First off, the music for this five song EP is suburb. Q-Mystik handled all the production for this project, and he chopped these samples to perfection. I don’t know how Q-Mystik chose the Gospel samples for each song, but they fit the mood of each song perfectly. From the marketing to the rollout of this project, the emcees make it plain that this isn’t your mother’s Gospel music. These two are making music for the person sitting in the back row of the pew, and that is made plain from start to finish with this project.


Church and organized religion are no strangers to being the subject matter within hip hop. Hip hop in its fifty years of existence has long spoken to the inconsistencies of structures that were made to help people but have instead oppressed those they were designed to serve. On “Sunday Crusin’” the two emcees take the listener on a ride through their lives and minds. Floyd and Mystik trade bars about the inability to wait on the ironically titled “Wait.” The two wax poetic over a sampled “Wait On The Lord” as they explain their inability to wait on a divine being as both life and these bills are coming at them fast. This song speaks to a tension that many of us may feel, and the juxtaposition of their need to keep things moving over the soft crooning of waiting on The Lord make this a song that is definitely worth revisiting.

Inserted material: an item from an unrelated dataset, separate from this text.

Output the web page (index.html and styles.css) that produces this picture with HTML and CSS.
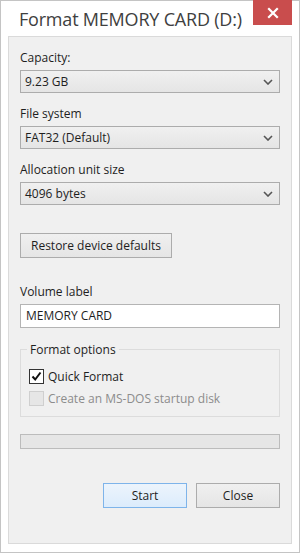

I can see why they choose to break this single first and use it to tease the message of what Q-Mystik and Furious Floyd were going to bring to their congregation.


The standout song to me that encapsulates the entire project is “Backslide.” The term speaks to someone who has either walked away from their faith or has slidden back into their old habits that accompanied them before their commitment to their religious worldview. Within three minutes and six seconds, Furious Floyd walks us through his good and bad experiences with church folks. While most just talk about the bad the Church has done, Floyd also highlights some good things the church has done for him, but he still has issues. He saw the switch up of how his mother was treated when she was pregnant to how the church loved his sister after she was born. He also remembers how some folks baked cakes for him and his brother for their birthdays. The stand out line for me was, “Volunteers run the service under half price/ all that money untaxed and you still won’t pay for your staff right.” I almost cussed when I heard that, and I had to run that back two more times. This line not only applies to churches but any non-profit organization, pay attention to how your favorite non-profits are staffed and how they are paid. Ask questions about where the money is going and then see if the impact matches up to what you’ve been told.


If this project offends you, then I submit that you weren’t really listening. Listen to the project, clutch your pearls, take away your presuppositions, and go listen again. Q and Floyd never blaspheme God, the issue they (and others) have is with His followers. Mystik saying Christians are wildly inconsistent is something that everybody says and knows. “If ya’ll rolling with the Holy Father, then I’m a bastardized child” hits hard as it should. Q-Mystik is saying he’d rather be on his lonesome rather than be with inconsistent followers of God, and as a listener you have to sit with that. These two have made it abundantly clear that this isn’t your grandma’s Gospel music; this is specifically for those on the back pew of the church. This is hip hop at its essence, a well put together message over skillfully crafted instrumentals. Maybe it’s for you and maybe it’s not. Either way, Q-Mystik and Furious Floyd are on the street corner preaching “The Ghetto Gospel.”